- _Task goal_
Every entry below must be repeated exactly; skip the pictures.

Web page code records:
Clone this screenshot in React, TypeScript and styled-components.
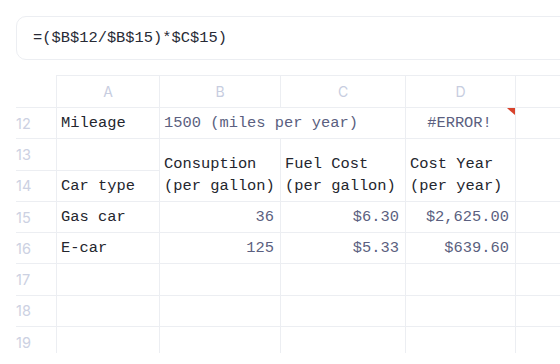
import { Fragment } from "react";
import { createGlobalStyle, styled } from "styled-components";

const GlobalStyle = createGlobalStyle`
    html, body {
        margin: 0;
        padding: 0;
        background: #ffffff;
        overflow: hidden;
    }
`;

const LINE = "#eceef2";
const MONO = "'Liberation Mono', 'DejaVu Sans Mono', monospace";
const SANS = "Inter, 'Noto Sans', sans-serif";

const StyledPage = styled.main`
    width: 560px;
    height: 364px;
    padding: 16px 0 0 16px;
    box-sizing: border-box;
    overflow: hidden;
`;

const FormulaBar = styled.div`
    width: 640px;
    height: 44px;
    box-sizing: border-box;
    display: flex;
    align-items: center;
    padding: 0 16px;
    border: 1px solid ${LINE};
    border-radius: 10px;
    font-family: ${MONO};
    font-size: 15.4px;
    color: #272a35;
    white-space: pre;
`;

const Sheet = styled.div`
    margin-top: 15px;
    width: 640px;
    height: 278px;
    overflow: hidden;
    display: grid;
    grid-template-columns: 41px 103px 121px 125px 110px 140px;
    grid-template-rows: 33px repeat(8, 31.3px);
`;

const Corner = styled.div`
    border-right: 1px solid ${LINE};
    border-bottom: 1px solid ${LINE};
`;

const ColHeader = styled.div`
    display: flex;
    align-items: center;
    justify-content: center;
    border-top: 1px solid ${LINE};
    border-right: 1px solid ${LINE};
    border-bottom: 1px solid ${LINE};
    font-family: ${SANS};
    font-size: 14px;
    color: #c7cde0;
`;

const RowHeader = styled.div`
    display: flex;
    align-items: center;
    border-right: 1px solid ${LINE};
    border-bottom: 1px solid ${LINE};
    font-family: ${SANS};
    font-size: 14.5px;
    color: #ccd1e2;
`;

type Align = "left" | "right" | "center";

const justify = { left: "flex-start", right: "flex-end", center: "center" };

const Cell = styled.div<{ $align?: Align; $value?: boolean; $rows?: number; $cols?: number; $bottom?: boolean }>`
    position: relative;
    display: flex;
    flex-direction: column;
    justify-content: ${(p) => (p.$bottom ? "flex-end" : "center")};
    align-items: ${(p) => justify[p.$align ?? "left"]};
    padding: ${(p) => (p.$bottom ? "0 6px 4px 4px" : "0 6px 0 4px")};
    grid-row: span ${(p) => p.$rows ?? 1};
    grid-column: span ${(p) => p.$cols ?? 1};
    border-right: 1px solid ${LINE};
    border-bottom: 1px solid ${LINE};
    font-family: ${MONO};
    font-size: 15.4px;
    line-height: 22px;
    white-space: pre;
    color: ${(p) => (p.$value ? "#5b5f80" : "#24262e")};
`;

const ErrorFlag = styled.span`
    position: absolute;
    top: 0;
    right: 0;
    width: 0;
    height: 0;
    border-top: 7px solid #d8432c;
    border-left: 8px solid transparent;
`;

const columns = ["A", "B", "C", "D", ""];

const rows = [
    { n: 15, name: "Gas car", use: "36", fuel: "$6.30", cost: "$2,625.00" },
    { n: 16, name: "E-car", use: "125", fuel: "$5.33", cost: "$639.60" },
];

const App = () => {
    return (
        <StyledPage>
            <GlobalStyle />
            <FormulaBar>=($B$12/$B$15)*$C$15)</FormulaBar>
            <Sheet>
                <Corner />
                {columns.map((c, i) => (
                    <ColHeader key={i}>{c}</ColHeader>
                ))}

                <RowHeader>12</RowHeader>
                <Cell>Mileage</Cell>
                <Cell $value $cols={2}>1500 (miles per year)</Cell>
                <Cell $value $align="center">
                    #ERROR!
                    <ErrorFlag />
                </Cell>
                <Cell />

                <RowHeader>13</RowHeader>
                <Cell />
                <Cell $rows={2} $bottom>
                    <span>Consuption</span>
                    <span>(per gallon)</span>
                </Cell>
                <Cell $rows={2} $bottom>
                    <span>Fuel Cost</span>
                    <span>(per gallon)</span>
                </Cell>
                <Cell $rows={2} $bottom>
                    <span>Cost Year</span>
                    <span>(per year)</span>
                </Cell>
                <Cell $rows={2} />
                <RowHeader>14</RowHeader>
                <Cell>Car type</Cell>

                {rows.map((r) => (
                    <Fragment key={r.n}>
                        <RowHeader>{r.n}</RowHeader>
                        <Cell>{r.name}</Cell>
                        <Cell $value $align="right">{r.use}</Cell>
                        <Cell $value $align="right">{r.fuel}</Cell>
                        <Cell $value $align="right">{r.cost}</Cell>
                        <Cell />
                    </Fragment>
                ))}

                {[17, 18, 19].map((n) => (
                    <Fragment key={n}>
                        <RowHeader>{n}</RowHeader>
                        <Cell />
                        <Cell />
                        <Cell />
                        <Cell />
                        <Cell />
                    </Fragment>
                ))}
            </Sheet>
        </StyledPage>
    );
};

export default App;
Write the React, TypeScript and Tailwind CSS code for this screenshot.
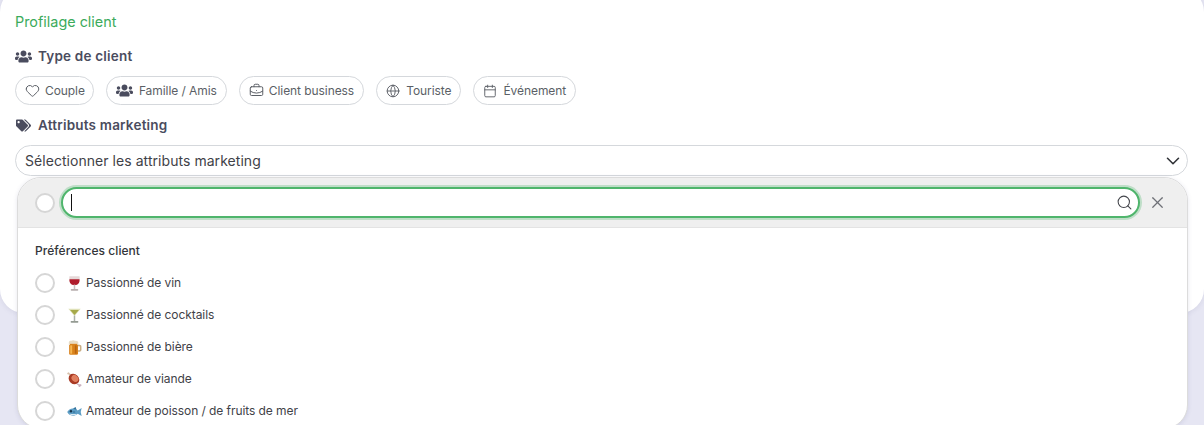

- _Output for this task_
Clone this screenshot in React, TypeScript and styled-components.
import { Fragment } from "react";
import { createGlobalStyle, styled } from "styled-components";

const GlobalStyle = createGlobalStyle`
    html, body {
        margin: 0;
        padding: 0;
        background: #ffffff;
        overflow: hidden;
    }
`;

const LINE = "#eceef2";
const MONO = "'Liberation Mono', 'DejaVu Sans Mono', monospace";
const SANS = "Inter, 'Noto Sans', sans-serif";

const StyledPage = styled.main`
    width: 560px;
    height: 364px;
    padding: 16px 0 0 16px;
    box-sizing: border-box;
    overflow: hidden;
`;

const FormulaBar = styled.div`
    width: 640px;
    height: 44px;
    box-sizing: border-box;
    display: flex;
    align-items: center;
    padding: 0 16px;
    border: 1px solid ${LINE};
    border-radius: 10px;
    font-family: ${MONO};
    font-size: 15.4px;
    color: #272a35;
    white-space: pre;
`;

const Sheet = styled.div`
    margin-top: 15px;
    width: 640px;
    height: 278px;
    overflow: hidden;
    display: grid;
    grid-template-columns: 41px 103px 121px 125px 110px 140px;
    grid-template-rows: 33px repeat(8, 31.3px);
`;

const Corner = styled.div`
    border-right: 1px solid ${LINE};
    border-bottom: 1px solid ${LINE};
`;

const ColHeader = styled.div`
    display: flex;
    align-items: center;
    justify-content: center;
    border-top: 1px solid ${LINE};
    border-right: 1px solid ${LINE};
    border-bottom: 1px solid ${LINE};
    font-family: ${SANS};
    font-size: 14px;
    color: #c7cde0;
`;

const RowHeader = styled.div`
    display: flex;
    align-items: center;
    border-right: 1px solid ${LINE};
    border-bottom: 1px solid ${LINE};
    font-family: ${SANS};
    font-size: 14.5px;
    color: #ccd1e2;
`;

type Align = "left" | "right" | "center";

const justify = { left: "flex-start", right: "flex-end", center: "center" };

const Cell = styled.div<{ $align?: Align; $value?: boolean; $rows?: number; $cols?: number; $bottom?: boolean }>`
    position: relative;
    display: flex;
    flex-direction: column;
    justify-content: ${(p) => (p.$bottom ? "flex-end" : "center")};
    align-items: ${(p) => justify[p.$align ?? "left"]};
    padding: ${(p) => (p.$bottom ? "0 6px 4px 4px" : "0 6px 0 4px")};
    grid-row: span ${(p) => p.$rows ?? 1};
    grid-column: span ${(p) => p.$cols ?? 1};
    border-right: 1px solid ${LINE};
    border-bottom: 1px solid ${LINE};
    font-family: ${MONO};
    font-size: 15.4px;
    line-height: 22px;
    white-space: pre;
    color: ${(p) => (p.$value ? "#5b5f80" : "#24262e")};
`;

const ErrorFlag = styled.span`
    position: absolute;
    top: 0;
    right: 0;
    width: 0;
    height: 0;
    border-top: 7px solid #d8432c;
    border-left: 8px solid transparent;
`;

const columns = ["A", "B", "C", "D", ""];

const rows = [
    { n: 15, name: "Gas car", use: "36", fuel: "$6.30", cost: "$2,625.00" },
    { n: 16, name: "E-car", use: "125", fuel: "$5.33", cost: "$639.60" },
];

const App = () => {
    return (
        <StyledPage>
            <GlobalStyle />
            <FormulaBar>=($B$12/$B$15)*$C$15)</FormulaBar>
            <Sheet>
                <Corner />
                {columns.map((c, i) => (
                    <ColHeader key={i}>{c}</ColHeader>
                ))}

                <RowHeader>12</RowHeader>
                <Cell>Mileage</Cell>
                <Cell $value $cols={2}>1500 (miles per year)</Cell>
                <Cell $value $align="center">
                    #ERROR!
                    <ErrorFlag />
                </Cell>
                <Cell />

                <RowHeader>13</RowHeader>
                <Cell />
                <Cell $rows={2} $bottom>
                    <span>Consuption</span>
                    <span>(per gallon)</span>
                </Cell>
                <Cell $rows={2} $bottom>
                    <span>Fuel Cost</span>
                    <span>(per gallon)</span>
                </Cell>
                <Cell $rows={2} $bottom>
                    <span>Cost Year</span>
                    <span>(per year)</span>
                </Cell>
                <Cell $rows={2} />
                <RowHeader>14</RowHeader>
                <Cell>Car type</Cell>

                {rows.map((r) => (
                    <Fragment key={r.n}>
                        <RowHeader>{r.n}</RowHeader>
                        <Cell>{r.name}</Cell>
                        <Cell $value $align="right">{r.use}</Cell>
                        <Cell $value $align="right">{r.fuel}</Cell>
                        <Cell $value $align="right">{r.cost}</Cell>
                        <Cell />
                    </Fragment>
                ))}

                {[17, 18, 19].map((n) => (
                    <Fragment key={n}>
                        <RowHeader>{n}</RowHeader>
                        <Cell />
                        <Cell />
                        <Cell />
                        <Cell />
                        <Cell />
                    </Fragment>
                ))}
            </Sheet>
        </StyledPage>
    );
};

export default App;
Write the React, TypeScript and Tailwind CSS code for this screenshot.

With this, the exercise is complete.